Refih Hariri ile Emil Lahud ve Suriyeyi asıl karşı karşıya getiren asıl olay ise 11 Eylül 2001 saldırıları sonrası ABDnin Iraka savaş açması ve bölgeye demokrasiyi getirme kararı sonrasında Suriyenin ordusunu Lübnandan çıkarması için baskı arttırması ile başladı. Eylül 2004te Birleşmiş Milletler Güvenlik konseyinin, Haririnin desteği ile, aldığı 1559 sayılı "Suriyenin Lübnandan çekilmesi gerektiği ve Lübnanın içişlerine karışmaması" kararından sonra Lübnandaki Suriye karşıtı sesler de yükselmeye başladı. Gerginlik, Suriye yanlısı Devlet Başkanı Lahudun görev süresinin 3 yıl daha uzamasını sağlayacak anayasa değişikliğinin gerçekleşmesi için, Suriyenin baskı yapması ile arttı. Hariri bu yaptırımı durdurmak için başbakanlık görevinden Ekim 2004te ayrıldı. Mayıs 2005te yapılacak seçimlerde Haririnin adaylığını koymayı planladığı söylentisi ise gerginliği tırmandırdı.
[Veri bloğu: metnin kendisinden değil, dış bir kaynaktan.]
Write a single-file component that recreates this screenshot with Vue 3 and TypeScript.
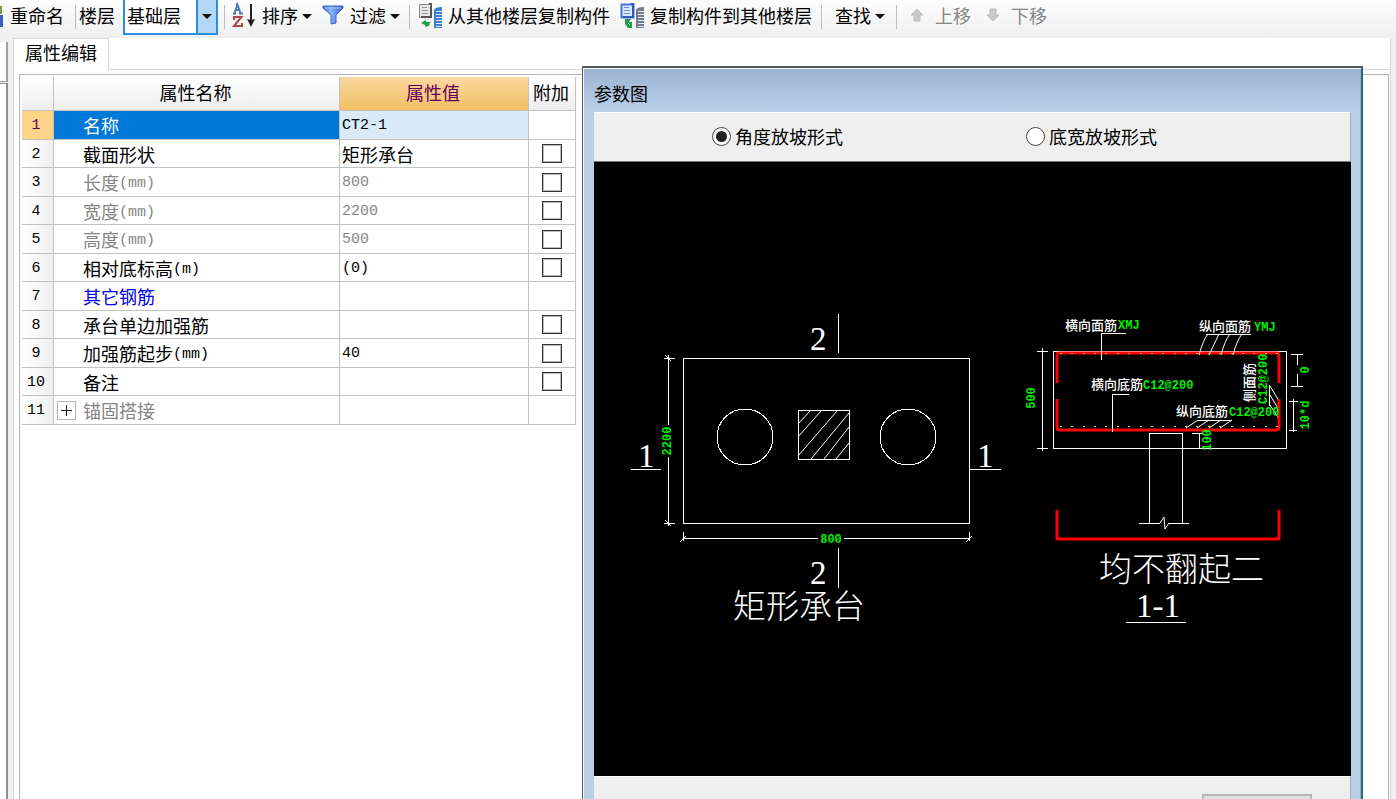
<script setup lang="ts">
import { ref } from 'vue'

interface Property {
  name: string
  unit?: string
  value?: string
  cjk?: boolean
  tone?: 'muted' | 'group'
  check?: boolean
  expand?: boolean
}

const floor = ref('基础层')
const slope = ref('angle')
const selected = ref(0)

const properties: Property[] = [
  { name: '名称', value: 'CT2-1' },
  { name: '截面形状', value: '矩形承台', cjk: true, check: true },
  { name: '长度', unit: '(mm)', value: '800', tone: 'muted', check: true },
  { name: '宽度', unit: '(mm)', value: '2200', tone: 'muted', check: true },
  { name: '高度', unit: '(mm)', value: '500', tone: 'muted', check: true },
  { name: '相对底标高', unit: '(m)', value: '(0)', check: true },
  { name: '其它钢筋', tone: 'group' },
  { name: '承台单边加强筋', check: true },
  { name: '加强筋起步', unit: '(mm)', value: '40', check: true },
  { name: '备注', check: true },
  { name: '锚固搭接', tone: 'muted', expand: true },
]

// Twenty bars spread evenly over the width of the cap
const bars = Array.from({ length: 20 }, (_, i) => Math.round(1060 + (i * 216) / 19))
</script>

<template>
  <div class="app">
    <header class="toolbar">
      <svg class="edge-icon" width="4" height="30" viewBox="0 0 4 30" aria-hidden="true">
        <path d="M0 4h2v8H0z" fill="#6fa04a" /><path d="M0 13h3v12H0z" fill="#3c62b8" />
      </svg>
      <button class="tool rename">重命名</button>
      <i class="sep"></i>
      <label class="floor-label" for="floor">楼层</label>
      <span class="combo">
        <select id="floor" v-model="floor"><option>基础层</option></select>
        <span class="drop"><i class="caret"></i></span>
      </span>
      <i class="sep after-combo"></i>
      <button class="tool sort">
        <svg width="24" height="26" viewBox="0 0 24 26" aria-hidden="true">
          <path d="M2.500 11 5.500 2.500 8.500 11M3.500 8h4M1 11.500h3M7 11.500h4M4 2h2" fill="none" stroke="#5478b4" stroke-width="1.900" />
          <path d="M2 18v-3h7.500L2 24h8v-3" fill="none" stroke="#a8484a" stroke-width="2" />
          <path d="M19 2v18" stroke="#222" stroke-width="2" /><path d="m15 17 4 8 4-8-4 1z" fill="#222" />
        </svg>
        排序<i class="caret"></i>
      </button>
      <button class="tool filter">
        <svg width="22" height="20" viewBox="0 0 22 20" aria-hidden="true">
          <defs>
            <linearGradient id="funnel" x1="0" x2="1"><stop offset="0" stop-color="#3f74de" /><stop offset=".4" stop-color="#8db4f6" /><stop offset="1" stop-color="#2f62d2" /></linearGradient>
          </defs>
          <path d="M1 1h20v2l-7 7v8l-5 1v-9L1 3z" fill="url(#funnel)" stroke="#3465cc" />
          <path d="M3 3h16" stroke="#a8c6fa" />
        </svg>
        过滤<i class="caret"></i>
      </button>
      <i class="sep wide"></i>
      <button class="tool copy">
        <svg width="25" height="26" viewBox="0 0 25 26" aria-hidden="true">
          <path d="M1.500 2.500h12v13h-12z" fill="#e6e6e6" stroke="#8b8b8b" /><path d="M10 1h4v4zM12 4h2v12H3v-2h9z" fill="#555" />
          <path d="M4 5.500h5M4 8.500h6M4 11.500h6" stroke="#999" />
          <path d="m3 21 5-3v2h5l-2 2 1 1-4 2-1-2z" fill="#1f9d45" />
          <path d="M16 26V8q1-3 8-3v21z" fill="#3f7fd2" />
          <path d="M18 9.500h7M18 12.500h7M18 15.500h7M18 18.500h7M18 21.500h7M18 24.500h7" stroke="#e4effb" />
        </svg>
        从其他楼层复制构件
      </button>
      <button class="tool copy">
        <svg width="25" height="26" viewBox="0 0 25 26" aria-hidden="true">
          <path d="M1.500 2.500h12v13h-12z" fill="#dce7ff" stroke="#4a72d6" stroke-width="2" /><path d="M10 1h4v4zM12 4h2v12H3v-2h9z" fill="#3158b8" />
          <path d="M4 5.500h5M4 8.500h6M4 11.500h6" stroke="#6c8fe0" />
          <path d="M5 17h6l-2 3h3v6H8l-3-4z" fill="#1f9d45" /><path d="M8 21l2 2" stroke="#e8f6ec" />
          <path d="M16 26V8q1-3 8-3v21z" fill="#6f7d8b" />
          <path d="M18 9.500h7M18 12.500h7M18 15.500h7M18 18.500h7M18 21.500h7M18 24.500h7" stroke="#e8ebee" />
        </svg>
        复制构件到其他楼层
      </button>
      <i class="sep"></i>
      <button class="tool find">查找<i class="caret"></i></button>
      <i class="sep wide"></i>
      <button class="tool move" disabled>
        <svg width="14" height="14" viewBox="0 0 14 14" aria-hidden="true"><path d="m7 1 6 6h-3v6H4V7H1z" fill="#c9c9c9" stroke="#bdbdbd" /></svg>
        上移
      </button>
      <button class="tool move" disabled>
        <svg width="14" height="14" viewBox="0 0 14 14" aria-hidden="true"><path d="m7 13 6-6h-3V1H4v6H1z" fill="#c9c9c9" stroke="#bdbdbd" /></svg>
        下移
      </button>
    </header>

    <div class="workspace">
      <aside class="side"><div class="side-top"></div><div class="side-body"></div></aside>
      <main class="panel">
        <div class="tabs" role="tablist"><button class="tab" role="tab" aria-selected="true">属性编辑</button><span class="tab-fill"></span></div>
        <div class="frame">
          <table>
            <colgroup><col class="c-num" /><col class="c-name" /><col class="c-value" /><col class="c-add" /></colgroup>
            <thead>
              <tr><th></th><th>属性名称</th><th class="hot">属性值</th><th>附加</th></tr>
            </thead>
            <tbody>
              <tr v-for="(p, i) in properties" :key="p.name" :class="[p.tone, { selected: selected === i }]" @click="selected = i">
                <th scope="row" class="num">{{ i + 1 }}</th>
                <td>
                  <div class="name">
                    <span class="slot"><button v-if="p.expand" class="plus" :aria-label="p.name"><svg width="11" height="11" viewBox="0 0 11 11"><path d="M0 5.500h11M5.500 0v11" stroke="#222" stroke-width="1" shape-rendering="crispEdges" /></svg></button></span>{{ p.name }}<span v-if="p.unit" class="latin unit">{{ p.unit }}</span>
                  </div>
                </td>
                <td class="value" :class="{ latin: !p.cjk }">{{ p.value }}</td>
                <td class="add"><input v-if="p.check" type="checkbox" :aria-label="p.name" /></td>
              </tr>
            </tbody>
          </table>
        </div>
      </main>
    </div>

    <section class="dialog" role="dialog" aria-labelledby="dialog-title">
      <h2 id="dialog-title">参数图</h2>
      <div class="content">
        <div class="modes">
          <label><input v-model="slope" type="radio" name="slope" value="angle" />角度放坡形式</label>
          <label><input v-model="slope" type="radio" name="slope" value="width" />底宽放坡形式</label>
        </div>
        <svg class="drawing" viewBox="594 162 757 614" role="img" aria-label="矩形承台">
          <g class="line">
            <path d="M683 358H969V523H683Z" />
            <circle cx="745" cy="437" r="28" /><circle cx="908" cy="437" r="28" />
            <path d="M798 410H849V459H798Z" />
            <path class="slant" d="M798 424l12-13M798 437l23-26M798 456l39-45M811 459l38-46M824 459l25-32M836 459l13-16" />
            <path d="M838 314V353M838 548V588M631 469H661M969 469H1001" />
            <path d="M668 355V425M668 457V526M664 358H675M664 523H675M683 538H818M844 538H969M683 532V541M969 532V541" />
            <path class="slant" d="M665 355l6 6M665 520l6 6M680 542l6-6M966 542l6-6" />

            <path d="M1053 351H1286V448H1053Z" />
            <path d="M1042 348V451M1037 351H1048M1037 448H1048" />
            <path d="M1206 334H1251M1198 420H1232" />
            <path d="M1269 385V406" /><path class="slant" d="M1270 386l9 15M1270 395l9 15M1270 405l9 14" />
            <path d="M1149 523V433H1182V523M1139 523H1160M1168 523H1189" />
            <path class="slant" d="M1160 523l4-6 1 12 4-6" />
            <path d="M1192 433H1202M1199 433V449M1194 448H1202" />
            <path d="M1291 354H1303M1297 354V365M1297 374V387M1291 386H1303M1293 399V432M1289 401H1298M1289 430H1297" />
          </g>
          <g class="rebar">
            <path d="M1057 383V355q0-2 2-2H1277q2 0 2 2V383" />
            <path d="M1057 399V427q0 3 3 3H1276q3 0 3-3V399" />
            <path d="M1057 510V539H1279V510" />
          </g>
          <g class="dots">
            <template v-for="x in bars" :key="x">
              <rect :x="x" y="353" width="2" height="1" /><rect :x="x" y="426" width="2" height="1" />
            </template>
          </g>
          <g class="line">
            <path d="M1126 333H1101V360M1129 394H1112V432" />
            <path class="slant" d="M1208 334q-5 6-9 21M1219 334l-10 21M1230 334q-5 6-9 21M1242 334q-5 6-9 21M1198 420l-12 8M1209 420l-12 8M1221 420l-12 8M1232 420l-12 8" />
          </g>
          <g class="mark">
            <text x="810" y="350">2</text><text x="810" y="584">2</text>
            <text x="638" y="467">1</text><text x="977" y="467">1</text>
            <text x="1158" y="617" text-anchor="middle">1-1</text>
            <text class="title" x="733" y="618">矩形承台</text>
            <text class="title" x="1099" y="581">均不翻起二</text>
          </g>
          <path class="under" d="M1126 622H1186" />
          <g class="note">
            <text x="1065" y="330">横向面筋</text><text x="1199" y="331">纵向面筋</text>
            <text x="1091" y="389">横向底筋</text><text x="1176" y="416">纵向底筋</text>
            <text transform="translate(1254 402) rotate(-90)">侧面筋</text>
          </g>
          <g class="dim">
            <text x="1118" y="329">XMJ</text><text x="1254" y="331">YMJ</text>
            <text x="1143" y="389">C12@200</text><text x="1229" y="416">C12@200</text>
            <text x="831" y="543" text-anchor="middle">800</text>
            <text transform="translate(671 441) rotate(-90)" text-anchor="middle">2200</text>
            <text transform="translate(1035 398) rotate(-90)" text-anchor="middle">500</text>
            <text transform="translate(1267 404) rotate(-90)">C12@200</text>
            <text transform="translate(1211 440) rotate(-90)" text-anchor="middle">100</text>
            <text transform="translate(1309 370) rotate(-90)" text-anchor="middle">0</text>
            <text transform="translate(1309 415) rotate(-90)" text-anchor="middle">10*d</text>
          </g>
        </svg>
        <footer><button class="confirm" aria-label="确定"></button></footer>
      </div>
    </section>
  </div>
</template>

<style>
html, body { margin: 0; overflow: hidden; }
</style>

<style scoped>
* { box-sizing: border-box; }
.app {
  position: relative; display: flex; flex-direction: column; height: 100vh; overflow: hidden;
  background: #f0f0f0; color: #000; font: 18px/24px "Noto Sans CJK SC", sans-serif;
}
button, select, input { font: inherit; color: inherit; margin: 0; }
button { padding: 0; border: 0; background: none; }
.latin, .num { font-family: "Liberation Mono", monospace; font-size: 15px; font-weight: 400; }

.toolbar { display: flex; flex: none; align-items: center; height: 38px; padding-bottom: 5px; background: linear-gradient(#fdfdfd, #efefef); white-space: nowrap; }
.toolbar svg { flex: none; }
.tool, .floor-label { display: flex; align-items: center; padding-bottom: 4px; }
.rename { margin: 0 11px 0 6px; }
.sep { width: 1px; height: 24px; background: #bdbdbd; }
.floor-label { margin: 0 8px 0 3px; }
.combo { position: relative; display: block; align-self: flex-start; width: 95px; height: 35px; }
.combo select { width: 100%; height: 100%; padding: 0 0 4px 2px; appearance: none; border: 2px solid #2a8ee0; border-top: 0; border-radius: 0; background: #fff; outline: 0; }
.drop { position: absolute; top: 0; right: 0; bottom: 0; display: flex; align-items: center; justify-content: center; width: 22px; border: 2px solid #2a8ee0; border-top: 0; background: #b3d6f2; pointer-events: none; }
.caret { width: 0; height: 0; border: 5px solid transparent; border-top-color: #111; border-bottom: 0; }
.tool .caret { margin: 4px 0 0 4px; }
.after-combo { margin: 0 7px 0 6px; }
.sort { margin-right: 10px; }
.sort svg { margin-right: 6px; }
.filter svg { margin-right: 6px; }
.wide { margin-left: 9px; }
.copy { margin-left: 8px; }
.copy + .copy { margin-left: 10px; }
.copy svg { margin-right: 5px; }
.copy + .sep { margin: 0 13px 0 9px; }
.find { margin-right: 2px; }
.move { margin-left: 13px; color: #858585; }
.move + .move { margin-left: 15px; }
.move svg { margin-right: 11px; }

.workspace { display: flex; flex: 1; min-height: 0; padding-right: 5px; }
.side { display: flex; flex: none; flex-direction: column; width: 8px; margin: 4px 5px 0 0; }
.side-top, .side-body { border-right: 2px solid #8f9096; background: #fff; }
.side-top { height: 40px; border-bottom: 1px solid #8f9096; border-color: #a0a0a4; }
.side-body { flex: 1; margin-top: 1px; border-top: 1px solid #8f9096; }
.panel { display: flex; flex: 1; flex-direction: column; min-width: 0; border-right: 1px solid #d8d8d8; border-left: 1px solid #d8d8d8; background: #fff; }
.tabs { display: flex; height: 32px; }
.tab { width: 95px; padding-bottom: 5px; border-top: 1px solid #d8d8d8; border-right: 1px solid #d8d8d8; line-height: 24px; }
.tab-fill { flex: 1; border-bottom: 1px solid #d8d8d8; }
.frame { flex: 1; margin: 4px 1px 0 5px; padding: 2px 0 0 2px; border: 1px solid #b4b4ba; border-bottom: 0; }

table { width: 554px; border-spacing: 0; table-layout: fixed; }
.c-num { width: 32px; }
.c-name { width: 286px; }
.c-value { width: 189px; }
.c-add { width: 47px; }
th, td { padding: 0; border-right: 1px solid #c2c2c2; border-bottom: 1px solid #c2c2c2; white-space: nowrap; }
thead th { height: 34px; padding: 0 2px 3px 0; background: linear-gradient(#fff, #ededed); font-weight: 400; }
thead .hot { background: linear-gradient(#fad8a0, #f1c064); color: #64005c; }
tbody tr { height: 28px; line-height: 24px; }
tbody tr:nth-child(odd) { height: 29px; }
.num { padding: 2px 3px 0 0; background: linear-gradient(90deg, #fff, #efefef); }
.name { display: flex; align-items: center; }
.slot { display: flex; width: 29px; padding-left: 3px; }
.unit { padding-top: 3px; line-height: 21px; }
.plus { display: flex; align-items: center; justify-content: center; width: 19px; height: 19px; border: 1px solid #b5b5b5; background: #fff; }
.value { padding-left: 2px; }
.value.latin { padding-top: 2px; }
.muted td { color: #858585; }
.group td { color: #0000f5; }
.selected .num { background: #ffd48a; color: #64005c; }
.selected td:nth-child(2) { background: #0078d7; color: #fff; }
.selected .value { background: #d9eaf8; }
.add input { display: block; width: 20px; height: 19px; margin: 0 auto; appearance: none; border: 1px solid #333; background: #fff; box-shadow: inset 0 0 0 1px #bbb; }

.dialog {
  position: absolute; top: 66px; right: 33px; bottom: 0; left: 582px; display: flex; flex-direction: column;
  padding: 0 10px 0 9px; border: solid #55585c; border-width: 2px 2px 0 1px;
  box-shadow: inset 1px 1px #f5f8fb, inset -1px 0 #4fd0ec; background: linear-gradient(#9ab3d0, #b9d0e9 44px);
}
h2 { height: 44px; margin: 0; padding: 13px 0 0 2px; font-size: 18px; font-weight: 400; line-height: 24px; }
.content { display: flex; flex: 1; flex-direction: column; min-height: 0; margin-left: 2px; background: #efefef; }
.modes { display: grid; flex: none; grid-template-columns: 314px 1fr; height: 50px; padding-left: 118px; border: solid #fff; border-width: 1px 0 0; border-right: 1px solid #aaa; border-bottom: 1px solid #777; }
.modes label { display: flex; align-items: center; gap: 4px; padding-bottom: 2px; }
.modes input { display: grid; width: 19px; height: 19px; place-items: center; appearance: none; border: 1px solid #444; border-radius: 50%; background: #fff; }
.modes input:checked::before { content: ""; width: 11px; height: 11px; border-radius: 50%; background: #222; }
.drawing { display: block; flex: 1; width: 100%; min-height: 0; background: #000; }
footer { flex: none; height: 23px; padding: 17px 38px 0 0; overflow: hidden; border-top: 1px solid #fff; border-right: 1px solid #aaa; }
.confirm { display: block; width: 110px; height: 32px; margin-left: auto; border: 2px solid #b4b4b4; background: #e1e1e1; }

.line, .under { fill: none; stroke: #fff; stroke-width: 1; shape-rendering: crispEdges; }
.slant { shape-rendering: auto; }
.rebar { fill: none; stroke: #f00; stroke-width: 3; stroke-linejoin: round; }
.dots { fill: #d8d800; }
.mark { fill: #fff; font-family: "Liberation Serif", serif; font-size: 33px; }
.title { font-family: "Noto Sans CJK SC", sans-serif; font-weight: 300; }
.note { fill: #fff; font-size: 13px; font-weight: 500; }
.dim { fill: #00f000; font-family: "Liberation Mono", monospace; font-size: 12px; font-weight: 700; }
</style>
Hairi suikastı sonrası, ABD, Şam Büyükelçisini çekerek diplomatik yoldan Suriyeyi uyardı ve Suriye BMnin aldığı Lübnandan askerlerini çekme kararını uygulamaya geçti. ABDnin bu konunun üstünde ısrarla durmasının sebebi Suriyenin militan grup Hizbullaha verdiği destek. Bu gelişmeler sonrasında, halen oniki milletvekili ile temsil edilen Hizbullahın geleceğinin ne olacağı merak ediliyor.
Suriyenin askerlerini Lübnanda tutmak istemesinin önemli nedenlerinin bir tanesi de Lübnanın İsrail sınırı. Suriyenin Lübnandan çekilmesi İsraili oldukça rahatlattı. Lübnan sınırlarından İsraile saldıran Hizbullahı destekleyen Suriye, ordusunu Lübnan topraklarında tutarak olası bir barış görüşmesi pazarlığında İsrailden Golan Tepelerini almayı amaçlamaktaydı. Bu nedenle Suriye desteğini kaybeden Filistin ile barış görüşmelerinin biraz daha kolay geçeceği de bir başka gerçek.
Mayıs 2003ten itibaren Suriyeye gıda ve ilaç hariç ihracatı yasaklayan ABD, Kasım 2003te mecliste kabul edilen bir yasa sonucunda Suriye uçaklarının ABDden kalkmasına ve inmesine izin vermezken, ABDde yaşayan şüpheli Suriyelilerin banka hesaplarını dondurma hakkını da elde etti. Bu suikast sonrasında Hükümet Sözcüsü Scott McClellan Lübnanlıların artık şiddet olmadan kendi politik geleceklerini belirleme hakkı olmasını, Başkan Bush ise Suriyenin artık terör örgütlerini desteklememesi gerektiğini ve özgürlüğe izin vermesi gerektiğini söyledi. Bushun bahsettiği terörist örgütlerden Hamas, İslami Cihad ve Hizbullah, Lübnanı İsraile saldırmak için kullanıyordu.